Every line with the string "this" should be gathered.

******

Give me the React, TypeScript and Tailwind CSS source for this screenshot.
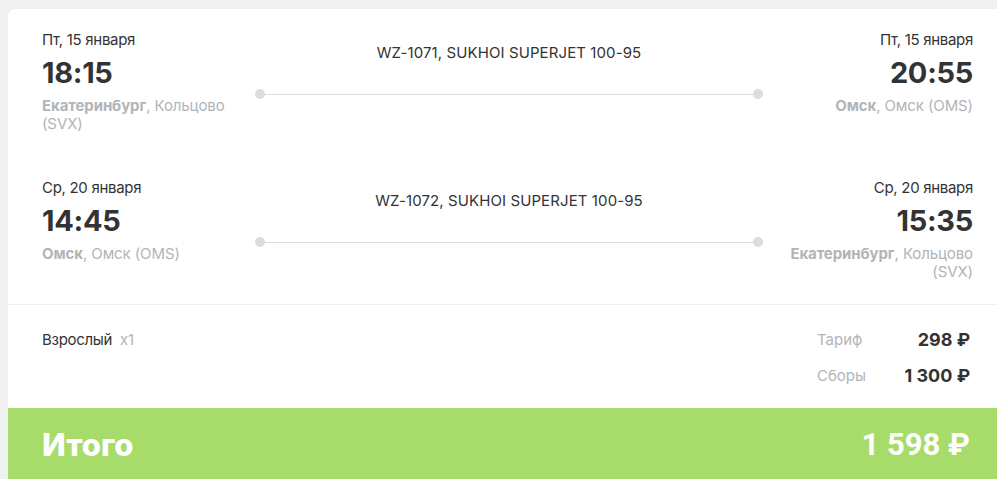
const font = { fontFamily: 'Inter, "Noto Sans", sans-serif' }

type Leg = {
  depDate: string
  depTime: string
  depCity: string
  depPlace: string
  flight: string
  arrDate: string
  arrTime: string
  arrCity: string
  arrPlace: string
}

const legs: Leg[] = [
  {
    depDate: 'Пт, 15 января',
    depTime: '18:15',
    depCity: 'Екатеринбург',
    depPlace: 'Кольцово (SVX)',
    flight: 'WZ-1071, SUKHOI SUPERJET 100-95',
    arrDate: 'Пт, 15 января',
    arrTime: '20:55',
    arrCity: 'Омск',
    arrPlace: 'Омск (OMS)',
  },
  {
    depDate: 'Ср, 20 января',
    depTime: '14:45',
    depCity: 'Омск',
    depPlace: 'Омск (OMS)',
    flight: 'WZ-1072, SUKHOI SUPERJET 100-95',
    arrDate: 'Ср, 20 января',
    arrTime: '15:35',
    arrCity: 'Екатеринбург',
    arrPlace: 'Кольцово (SVX)',
  },
]

const LegRow = ({ leg }: { leg: Leg }) => {
  return (
    <div className="grid grid-cols-[213px_1fr_210px]">
      <div>
        <div className="text-[15px] leading-5 tracking-[-0.3px] text-[#333]">{leg.depDate}</div>
        <div className="mt-[5px] text-[29px] font-bold leading-9 tracking-[-0.3px] text-[#333]">{leg.depTime}</div>
        <div className="mt-[6px] max-w-[195px] text-[15px] leading-[18px] tracking-[-0.1px] text-[#b3b4b7]">
          <b className="font-bold">{leg.depCity}</b>, {leg.depPlace}
        </div>
      </div>
      <div className="flex flex-col items-center pt-[13px]">
        <div className="text-[15px] leading-5 tracking-[0.1px] text-[#333]">{leg.flight}</div>
        <div className="mt-[26px] flex w-[508px] items-center">
          <span className="h-[10px] w-[10px] shrink-0 rounded-full bg-[#dcdde0]" />
          <span className="h-px flex-1 bg-[#dcdde0]" />
          <span className="h-[10px] w-[10px] shrink-0 rounded-full bg-[#dcdde0]" />
        </div>
      </div>
      <div className="flex flex-col items-end text-right">
        <div className="text-[15px] leading-5 tracking-[-0.3px] text-[#333]">{leg.arrDate}</div>
        <div className="mt-[5px] text-[29px] font-bold leading-9 tracking-[-0.3px] text-[#333]">{leg.arrTime}</div>
        <div className="mt-[6px] max-w-[195px] text-[15px] leading-[18px] tracking-[-0.1px] text-[#b3b4b7]">
          <b className="font-bold">{leg.arrCity}</b>, {leg.arrPlace}
        </div>
      </div>
    </div>
  )
}

const App = () => {
  return (
    <div className="h-[479px] w-[997px] overflow-hidden bg-[#eff0f2] pl-2 pt-[9px]" style={font}>
      <div className="w-[996px] overflow-hidden rounded-lg bg-white">
        <div className="flex flex-col gap-[45px] px-[34px] pb-[23px] pt-[21px]">
          {legs.map((leg) => (
            <LegRow key={leg.flight} leg={leg} />
          ))}
        </div>
        <div className="h-px bg-[#f0f0f2]" />
        <div className="flex justify-between px-[34px] pb-[20px] pt-[25px]">
          <div className="text-[15px] leading-5 tracking-[-0.3px] text-[#333]">
            Взрослый <span className="ml-1 text-[#b3b4b7]">x1</span>
          </div>
          <div className="-mt-[2px] flex flex-col gap-3">
            <div className="flex items-center">
              <span className="w-[60px] text-[15px] text-[#b3b4b7]">Тариф</span>
              <span className="w-[93px] text-right text-[18px] font-bold leading-6 text-[#333]">298 ₽</span>
            </div>
            <div className="flex items-center">
              <span className="w-[60px] text-[15px] text-[#b3b4b7]">Сборы</span>
              <span className="w-[93px] text-right text-[18px] font-bold leading-6 text-[#333]">1 300 ₽</span>
            </div>
          </div>
        </div>
        <div className="flex h-[78px] items-start justify-between bg-[#a8dc6a] px-[34px] pt-[19px] text-white">
          <span className="text-[31px] font-extrabold leading-9">Итого</span>
          <span className="text-[31px] font-bold leading-9" style={{ fontFamily: 'Roboto, sans-serif' }}>
            1 598 ₽
          </span>
        </div>
      </div>
    </div>
  )
}

export default App
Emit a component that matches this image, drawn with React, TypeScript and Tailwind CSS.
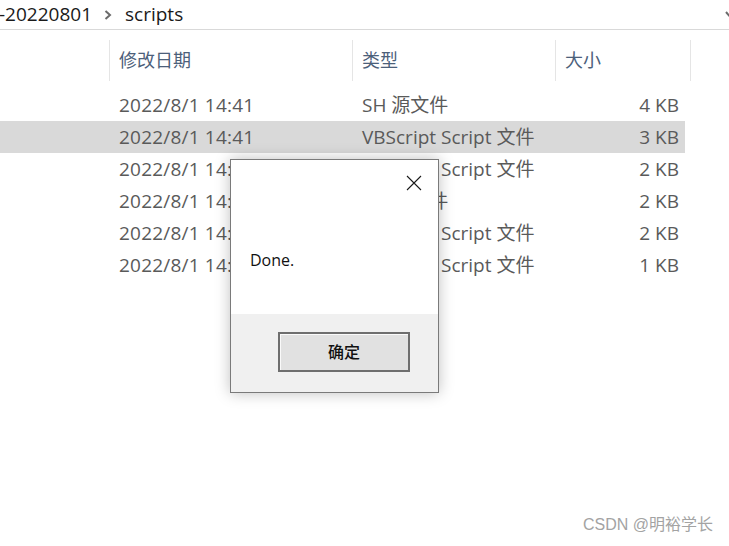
import React from 'react';

const rows = [
  { date: '2022/8/1 14:41', type: 'SH 源文件', size: '4 KB' },
  { date: '2022/8/1 14:41', type: 'VBScript Script 文件', size: '3 KB', selected: true },
  { date: '2022/8/1 14:41', type: 'VBScript Script 文件', size: '2 KB' },
  { date: '2022/8/1 14:41', type: 'SH 源文件', size: '2 KB' },
  { date: '2022/8/1 14:41', type: 'VBScript Script 文件', size: '2 KB' },
  { date: '2022/8/1 14:41', type: 'VBScript Script 文件', size: '1 KB' }
];

const font = "font-['Open_Sans','Noto_Sans_CJK_SC',sans-serif]";

const MessageBox = () => (
  <div className="absolute left-[230px] top-[159px] flex h-[234px] w-[209px] flex-col border border-[#7a7a7a] bg-white shadow-[0_0_14px_rgba(0,0,0,0.25)]">
    <div className="flex h-[154px] flex-col bg-white">
      <div className="flex h-[46px] justify-end pr-[16px] pt-[15px]">
        <svg width="16" height="16" viewBox="0 0 16 16">
          <path d="M1 1 L15 15 M15 1 L1 15" stroke="#1a1a1a" strokeWidth="1.1" />
        </svg>
      </div>
      <div className="pl-[19px] pt-[43px] text-[16px] leading-[22px] text-[#111]">Done.</div>
    </div>
    <div className="flex flex-1 items-start bg-[#f0f0f0] pl-[47px] pt-[18px]">
      <div className="grid h-[40px] w-[132px] place-items-center border-2 border-[#6e6e6e] bg-[#e1e1e1] shadow-[inset_1px_1px_0_#fafafa] text-[16px] font-medium text-[#111]">
        确定
      </div>
    </div>
  </div>
);

export default function App() {
  return (
    <div className={`relative h-[546px] w-[729px] overflow-hidden bg-white ${font}`}>
      <div className="flex h-[30px] items-center border-b border-[#d9d9d9] text-[19px] text-[#1a1a1a]">
        <span className="-ml-[1px]">-20220801</span>
        <svg className="ml-[12px] mr-[13px]" width="8" height="10" viewBox="0 0 8 10">
          <path d="M1.5 1 L6 5 L1.5 9" stroke="#6b6b6b" strokeWidth="2" fill="none" />
        </svg>
        <span>scripts</span>
        <div className="ml-auto mr-[-4px]">
          <svg width="8" height="8" viewBox="0 0 8 8">
            <path d="M1 1 L4 4.5 L7 1" stroke="#6b6b6b" strokeWidth="2" fill="none" />
          </svg>
        </div>
      </div>
      <div className="mt-[10px] flex h-[41px] text-[18px] text-[#4c607a]">
        <div className="w-[109px]" />
        <div className="flex w-[243px] items-center border-l border-[#e5e5e5] pl-[9px]">修改日期</div>
        <div className="flex w-[203px] items-center border-l border-[#e5e5e5] pl-[9px]">类型</div>
        <div className="flex w-[135px] items-center border-l border-[#e5e5e5] pl-[9px]">大小</div>
        <div className="border-l border-[#e5e5e5]" />
      </div>
      <div className="mt-[8px] flex flex-col text-[19px] text-[#5a5a5a]">
        {rows.map((r, i) => (
          <div key={i} className={`flex h-[32px] w-[685px] items-center ${r.selected ? 'bg-[#d9d9d9]' : ''}`}>
            <div className="w-[119px]" />
            <div className="w-[243px] tracking-[0.2px]">{r.date}</div>
            <div className="w-[203px]">{r.type}</div>
            <div className="w-[114px] text-right">{r.size}</div>
          </div>
        ))}
      </div>
      <MessageBox />
      <div className="absolute bottom-[9px] right-[16px] font-['Liberation_Sans','Noto_Sans_CJK_SC',sans-serif] text-[16px] text-[#a3a3a3]">
        CSDN @明裕学长
      </div>
    </div>
  );
}
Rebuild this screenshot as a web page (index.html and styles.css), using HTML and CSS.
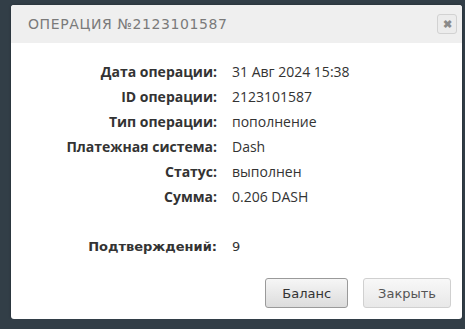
FILE: index.html
```html
<!DOCTYPE html>
<html lang="ru">
<head>
    <meta charset="UTF-8">
    <meta name="viewport" content="width=device-width, initial-scale=1.0">
    <title>Операция</title>
    <link rel="stylesheet" href="styles.css">
</head>
<body>
    <div class="dialog">
        <div class="dialog-header">
            <p class="dialog-title">Операция №2123101587</p>
            <button class="close-button">&#10006;</button>
        </div>

        <div class="dialog-body">
            <div class="info">
                <span class="label">Дата операции:</span>
                <span class="value">31 Авг 2024 15:38</span>

                <span class="label">ID операции:</span>
                <span class="value">2123101587</span>

                <span class="label">Тип операции:</span>
                <span class="value">пополнение</span>

                <span class="label">Платежная система:</span>
                <span class="value">Dash</span>

                <span class="label">Статус:</span>
                <span class="value">выполнен</span>

                <span class="label">Сумма:</span>
                <span class="value">0.206 DASH</span>

                <span class="spacer"></span>

                <span class="label label-alt">Подтверждений:</span>
                <span class="value value-alt">9</span>
            </div>
        </div>

        <div class="dialog-footer">
            <button class="dialog-button">Баланс</button>
            <button class="dialog-button dialog-button-light">Закрыть</button>
        </div>
    </div>
</body>
</html>
```

FILE: styles.css
```css
body{
    margin: 0;
    background-color: rgb(50, 62, 71);
    font-family: "Open Sans", Arial, sans-serif;
    color: #333;
}

.dialog{
    margin: 5px 0 0 11px;
    width: 451px;
    height: 314px;
    background-color: white;
    border-radius: 3px;
    display: flex;
    flex-direction: column;
    box-shadow: 0 0 3px rgba(0, 0, 0, 0.3);
}

.dialog-header{
    height: 38px;
    background-color: #efefef;
    border-radius: 3px 3px 0 0;
    display: flex;
    align-items: center;
    justify-content: space-between;
    padding: 0 5px 0 17px;
}
.dialog-title{
    margin: 0;
    font-family: "DejaVu Sans", sans-serif;
    font-size: 14px;
    text-transform: uppercase;
    letter-spacing: 0.6px;
    color: #7a7a7a;
}
.close-button{
    width: 20px;
    height: 20px;
    padding: 0;
    border: 1px solid #d2d2d2;
    border-radius: 3px;
    background-color: #ececec;
    color: #8a8a8a;
    font-size: 11px;
    font-weight: bold;
    line-height: 18px;
    cursor: pointer;
}

.dialog-body{
    flex: 1;
    padding-top: 16px;
}
.info{
    display: grid;
    grid-template-columns: 206px auto;
    column-gap: 15px;
    font-size: 14px;
    line-height: 25px;
}
.label{
    text-align: right;
    font-weight: bold;
}
.spacer{
    grid-column: 1 / 3;
    height: 25px;
}
.label-alt, .value-alt{
    font-family: "DejaVu Sans", Verdana, sans-serif;
    font-size: 13px;
}

.dialog-footer{
    display: flex;
    justify-content: flex-end;
    gap: 15px;
    padding: 0 11px 11px 0;
}
.dialog-button{
    height: 30px;
    padding: 0 16px;
    border: 1px solid #9a9a9a;
    border-radius: 3px;
    background: linear-gradient(#f6f6f6, #dcdcdc);
    font-family: "DejaVu Sans", Verdana, sans-serif;
    font-size: 13px;
    color: #333;
    cursor: pointer;
}
.dialog-button-light{
    padding: 0 14px;
    border-color: #d0d0d0;
    background: linear-gradient(#f8f8f8, #e8e8e8);
    color: #555;
}
```
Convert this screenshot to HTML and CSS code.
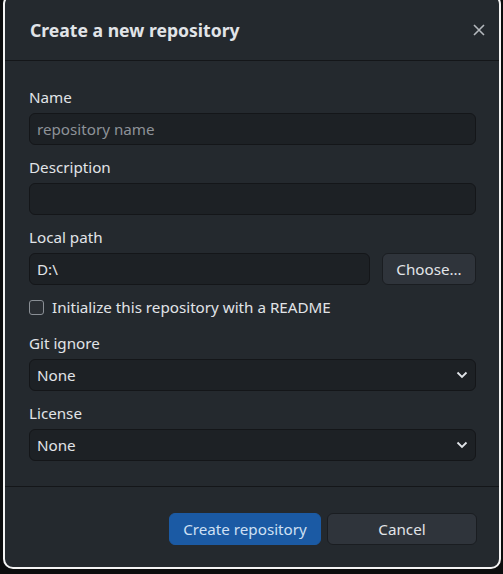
FILE: index.html
```html
<!DOCTYPE html>
<html>
<head>
<meta charset="utf-8">
<link rel="stylesheet" href="styles.css">
</head>
<body>
<div class="dialog">
  <div class="header">
    <h1 class="title">Create a new repository</h1>
    <button class="close" aria-label="Close">
      <svg width="12" height="12" viewBox="0 0 12 12"><path d="M1 1L11 11M11 1L1 11" stroke="#b4b8bd" stroke-width="1.6" fill="none"/></svg>
    </button>
  </div>
  <div class="body">
    <div class="field">
      <label class="label">Name</label>
      <div class="input"><span class="placeholder">repository name</span></div>
    </div>
    <div class="field">
      <label class="label">Description</label>
      <div class="input"></div>
    </div>
    <div class="field">
      <label class="label">Local path</label>
      <div class="path-row">
        <div class="input grow"><span class="value">D:\</span></div>
        <button class="btn choose">Choose...</button>
      </div>
    </div>
    <div class="check-row">
      <span class="checkbox"></span>
      <span class="check-label">Initialize this repository with a README</span>
    </div>
    <div class="field">
      <label class="label">Git ignore</label>
      <div class="input select"><span class="value">None</span>
        <svg class="chev" width="12" height="8" viewBox="0 0 12 8"><path d="M1.5 1.5L6 6L10.5 1.5" stroke="#e1e4e8" stroke-width="1.8" fill="none"/></svg>
      </div>
    </div>
    <div class="field last">
      <label class="label">License</label>
      <div class="input select"><span class="value">None</span>
        <svg class="chev" width="12" height="8" viewBox="0 0 12 8"><path d="M1.5 1.5L6 6L10.5 1.5" stroke="#e1e4e8" stroke-width="1.8" fill="none"/></svg>
      </div>
    </div>
  </div>
  <div class="footer">
    <button class="btn primary">Create repository</button>
    <button class="btn cancel">Cancel</button>
  </div>
</div>
</body>
</html>
```
FILE: styles.css
```css
* { box-sizing: border-box; }
html, body { margin: 0; padding: 0; }
body {
  background: #0b0c0d;
  font-family: "Noto Sans", "Open Sans", sans-serif;
  color: #e1e4e8;
  width: 503px;
  height: 574px;
  overflow: hidden;
}
.dialog {
  margin: -6px 0 0 3px;
  width: 498px;
  height: 575px;
  background: #24292e;
  border: 2px solid #f4f4f4;
  border-radius: 10px;
  display: flex;
  flex-direction: column;
}
.header {
  height: 65px;
  padding: 4px 12px 0 25px;
  display: flex;
  align-items: center;
  justify-content: space-between;
  border-bottom: 1px solid #141619;
}
.title {
  margin: 0;
  font-size: 17.6px;
  font-weight: 700;
  color: #e1e4e8;
}
.close {
  background: none;
  border: 0;
  padding: 0;
  width: 16px;
  height: 16px;
  display: flex;
  align-items: center;
  justify-content: center;
}
.body {
  padding: 26px 23px 25px 24px;
  border-bottom: 1px solid #141619;
}
.field { margin-bottom: 12px; }
.field.last { margin-bottom: 0; }
.label {
  display: block;
  font-size: 15.2px;
  line-height: 20px;
  margin-bottom: 6px;
  color: #e1e4e8;
}
.input {
  height: 32px;
  background: #1d2125;
  border: 1px solid #141619;
  border-radius: 6px;
  padding: 0 7px;
  display: flex;
  align-items: center;
  font-size: 15.2px;
}
.placeholder { color: #8d9298; }
.value { color: #e1e4e8; }
.path-row { display: flex; gap: 12px; }
.grow { flex: 1; }
.btn {
  font-family: inherit;
  font-size: 15.2px;
  height: 32px;
  border-radius: 6px;
  color: #e1e4e8;
  cursor: pointer;
  padding: 0;
}
.choose {
  width: 94px;
  background: #2f343b;
  border: 1px solid #1a1d21;
}
.check-row {
  display: flex;
  align-items: center;
  gap: 8px;
  height: 20px;
  margin: 12px 0 16px;
}
.checkbox {
  width: 15px;
  height: 15px;
  border: 1px solid #8a8f95;
  border-radius: 3px;
  background: #2a2e33;
}
.check-label { font-size: 15.2px; }
.select { justify-content: space-between; padding-right: 7px; }
.chev { display: block; }
.footer {
  flex: 1;
  display: flex;
  justify-content: flex-end;
  align-items: flex-start;
  gap: 6px;
  padding: 26px 22px 0 0;
}
.primary {
  width: 152px;
  background: #1b5aa4;
  border: 1px solid #1b5aa4;
  color: #cfe0f4;
}
.cancel {
  width: 150px;
  background: #2f343b;
  border: 1px solid #1a1d21;
}
```
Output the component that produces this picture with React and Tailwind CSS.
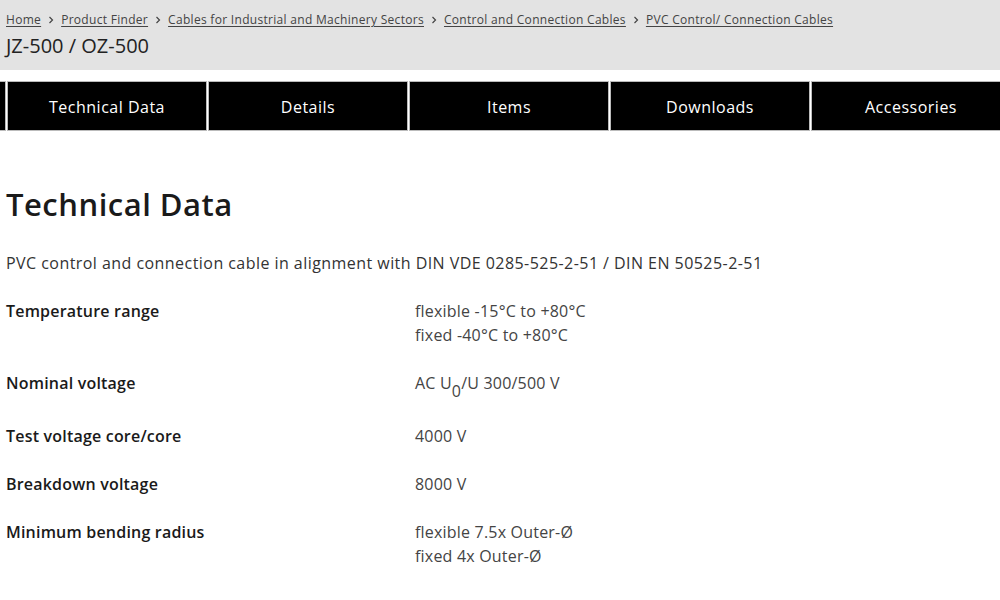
const crumbs = [
  "Home",
  "Product Finder",
  "Cables for Industrial and Machinery Sectors",
  "Control and Connection Cables",
  "PVC Control/ Connection Cables",
];

const tabs = ["Technical Data", "Details", "Items", "Downloads", "Accessories"];

const rows = [
  { label: "Temperature range", values: ["flexible -15°C to +80°C", "fixed -40°C to +80°C"] },
  {
    label: "Nominal voltage",
    extra: "pb-[5px]",
    values: [
      <>
        AC U<sub className="text-[16px] align-[-4px] leading-none">0</sub>/U 300/500 V
      </>,
    ],
  },
  { label: "Test voltage core/core", values: ["4000 V"] },
  { label: "Breakdown voltage", values: ["8000 V"] },
  { label: "Minimum bending radius", values: ["flexible 7.5x Outer-Ø", "fixed 4x Outer-Ø"] },
];

function Chevron() {
  return (
    <svg width="8" height="8" viewBox="0 0 8 8" className="mx-[6px] text-[#444]">
      <path d="M2.5 1 L5.5 4 L2.5 7" fill="none" stroke="currentColor" strokeWidth="1.2" />
    </svg>
  );
}

export default function App() {
  return (
    <div className="min-h-screen bg-white text-[#222] font-['Open_Sans',sans-serif] overflow-hidden">
      {/* header */}
      <div className="bg-[#e3e3e3] h-[70px] px-[6px] pt-[11px]">
        <div className="flex items-center text-[12px] tracking-[0.3px] text-[#444]">
          {crumbs.map((c, i) => (
            <div key={c} className="flex items-center">
              {i > 0 && <Chevron />}
              <a className="underline underline-offset-2">{c}</a>
            </div>
          ))}
        </div>
        <h1 className="text-[20px] leading-6 mt-[5px] text-[#222]">JZ-500 / OZ-500</h1>
      </div>

      {/* tabs */}
      <div className="mt-[11px] flex gap-[1px] w-[1020px] h-[50px]">
        <div className="w-[6px] bg-black border-y border-r border-[#bbb]" />
        {tabs.map((t) => (
          <div
            key={t}
            className="w-[200px] shrink-0 bg-black border border-[#bbb] text-white text-[16px] tracking-[0.5px] flex items-center justify-center pt-[1px]"
          >
            {t}
          </div>
        ))}
      </div>

      {/* content */}
      <div className="px-[6px] pt-[55px]">
        <h2 className="text-[31px] tracking-[0.5px] font-semibold leading-9 text-[#1a1a1a]">Technical Data</h2>
        <p className="mt-[29px] text-[16px] leading-6 tracking-[0.45px] text-[#333]">
          PVC control and connection cable in alignment with DIN VDE 0285-525-2-51 / DIN EN 50525-2-51
        </p>
        <div className="mt-[24px] flex flex-col gap-[24px]">
          {rows.map((r) => (
            <div key={r.label} className={`flex text-[16px] leading-6 tracking-[0.2px] ${r.extra || ""}`}>
              <div className="w-[409px] shrink-0 font-semibold text-[#1a1a1a]">{r.label}</div>
              <div className="text-[#444]">
                {r.values.map((v, i) => (
                  <div key={i}>{v}</div>
                ))}
              </div>
            </div>
          ))}
        </div>
      </div>
    </div>
  );
}
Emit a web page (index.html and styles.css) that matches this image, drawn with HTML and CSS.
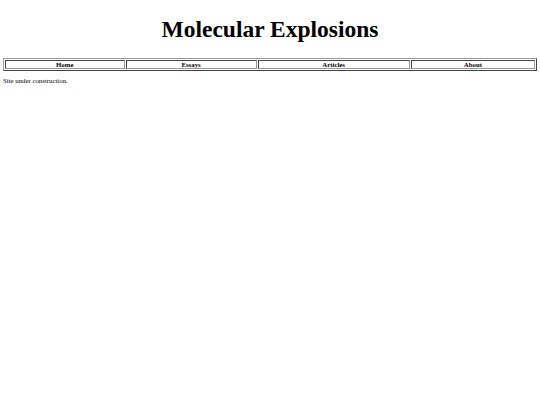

******

Exercise output:
Give me the React, TypeScript and Tailwind CSS source for this screenshot.
Emit a component that matches this image, drawn with React, TypeScript and Tailwind CSS.
Rebuild this screenshot as a web page (index.html and styles.css), using HTML and CSS.
Convert this screenshot to HTML and CSS code.
      <span class="check-label">Initialize this repository with a README</span>
Output the component that produces this picture with React and Tailwind CSS.
Emit a web page (index.html and styles.css) that matches this image, drawn with HTML and CSS.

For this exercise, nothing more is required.